Coates and Greenway, among others, suggest licensing communications and internet firms to sell in Iran. Starlink satellite dishes are now being smuggled into the country. Breaking the information blockade should be a priority for anyone hoping to help. Alas, that’s where the authors stop.
Both governments and NGOs can help embarrass oppressive governments. The U.S. and other democratic states were able to get Iran kicked off the UN Commission on the Status of Women. But this isn’t likely to contribute to regime change. Expelling diplomats has been suggested, but then, why not kick out diplomats of Russia, China, and Saudi Arabia, plus scores of other authoritarian regimes? Anyway, it is more important to talk with dangerous adversaries than docile friends.
Finally, there is the go-to policy of sanctions. However, with Iran there is little left to do. Tehran survived Donald Trump’s economic onslaught, which his administration apparently expected to bring the Islamic Republic to its knees. Today Iran is likely to benefit from enough Chinese and Russian support, if necessary, to keep it afloat.
The world will be a better place when the Chinese and Iranian regimes disappear into history’s fabled dustbin. However, a little humility in Washington is warranted. There is not a lot that people in the West can do. There is even less that governments in the West should do.

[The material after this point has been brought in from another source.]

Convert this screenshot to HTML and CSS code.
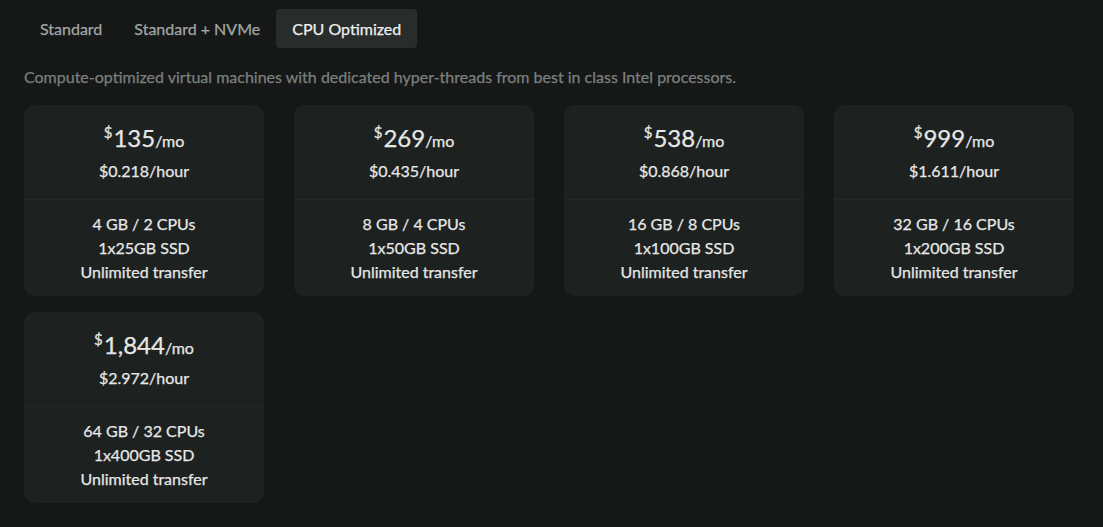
FILE: index.html
```html
<!DOCTYPE html>
<html lang="en">
<head>
    <meta charset="UTF-8">
    <meta name="viewport" content="width=device-width, initial-scale=1.0">
    <title>CPU Optimized Plans</title>
    <link rel="stylesheet" href="styles.css">
</head>
<body>

    <div class="tabs">
        <button class="tab">Standard</button>
        <button class="tab">Standard + NVMe</button>
        <button class="tab tab-active">CPU Optimized</button>
    </div>

    <p class="description">Compute-optimized virtual machines with dedicated hyper-threads from best in class Intel processors.</p>

    <div class="plan-grid">
        <div class="plan-card">
            <div class="plan-price">
                <div class="price-month"><span class="currency">$</span><span class="amount">135</span><span class="period">/mo</span></div>
                <div class="price-hour">$0.218/hour</div>
            </div>
            <div class="plan-specs">
                <div>4 GB / 2 CPUs</div>
                <div>1x25GB SSD</div>
                <div>Unlimited transfer</div>
            </div>
        </div>

        <div class="plan-card">
            <div class="plan-price">
                <div class="price-month"><span class="currency">$</span><span class="amount">269</span><span class="period">/mo</span></div>
                <div class="price-hour">$0.435/hour</div>
            </div>
            <div class="plan-specs">
                <div>8 GB / 4 CPUs</div>
                <div>1x50GB SSD</div>
                <div>Unlimited transfer</div>
            </div>
        </div>

        <div class="plan-card">
            <div class="plan-price">
                <div class="price-month"><span class="currency">$</span><span class="amount">538</span><span class="period">/mo</span></div>
                <div class="price-hour">$0.868/hour</div>
            </div>
            <div class="plan-specs">
                <div>16 GB / 8 CPUs</div>
                <div>1x100GB SSD</div>
                <div>Unlimited transfer</div>
            </div>
        </div>

        <div class="plan-card">
            <div class="plan-price">
                <div class="price-month"><span class="currency">$</span><span class="amount">999</span><span class="period">/mo</span></div>
                <div class="price-hour">$1.611/hour</div>
            </div>
            <div class="plan-specs">
                <div>32 GB / 16 CPUs</div>
                <div>1x200GB SSD</div>
                <div>Unlimited transfer</div>
            </div>
        </div>

        <div class="plan-card">
            <div class="plan-price">
                <div class="price-month"><span class="currency">$</span><span class="amount">1,844</span><span class="period">/mo</span></div>
                <div class="price-hour">$2.972/hour</div>
            </div>
            <div class="plan-specs">
                <div>64 GB / 32 CPUs</div>
                <div>1x400GB SSD</div>
                <div>Unlimited transfer</div>
            </div>
        </div>
    </div>

</body>
</html>
```

FILE: styles.css
```css
body {
    font-family: 'Lato', 'Liberation Sans', sans-serif;
    background-color: #161817;
    color: #e6e8e7;
    margin: 0;
    padding: 9px 24px;
    -webkit-text-stroke: 0.25px currentColor;
}

.tabs {
    display: flex;
}

.tab {
    font-family: inherit;
    font-size: 16px;
    background: none;
    color: #a2a6a5;
    border: none;
    border-radius: 4px;
    height: 39px;
    padding: 0 16px;
    cursor: pointer;
}

.tab-active {
    background-color: #282c2b;
    color: #eef0ef;
}

.description {
    font-size: 16px;
    color: #7b807e;
    margin: 19px 0 18px;
    line-height: 20px;
}

.plan-grid {
    display: grid;
    grid-template-columns: repeat(4, 240px);
    column-gap: 30px;
    row-gap: 16px;
}

.plan-card {
    background-color: #1d211f;
    border-radius: 10px;
    text-align: center;
}

.plan-price {
    padding: 20px 0 16px;
    border-bottom: 1px solid #242826;
}

.price-month {
    height: 32px;
    line-height: 32px;
}

.price-month span {
    line-height: 1;
}

.currency {
    font-size: 15px;
    vertical-align: 9px;
    margin-right: 1px;
}

.amount {
    font-size: 24px;
}

.period {
    font-size: 16px;
}

.price-hour {
    font-size: 16px;
    line-height: 24px;
    margin-top: 2px;
}

.plan-specs {
    font-size: 16px;
    line-height: 24px;
    padding: 12px 0;
}
```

The best way for Americans to protect human rights and democracy abroad is to live their principles at home. U.S. officials also should avoid the ostentatious hypocrisy and sanctimony that so often dominates American foreign policy — and fuels foreign tyranny and wars. Finally, good people the world over should look for practical means to help victims of oppression. Some day the Chinese and Iranian peoples will be free.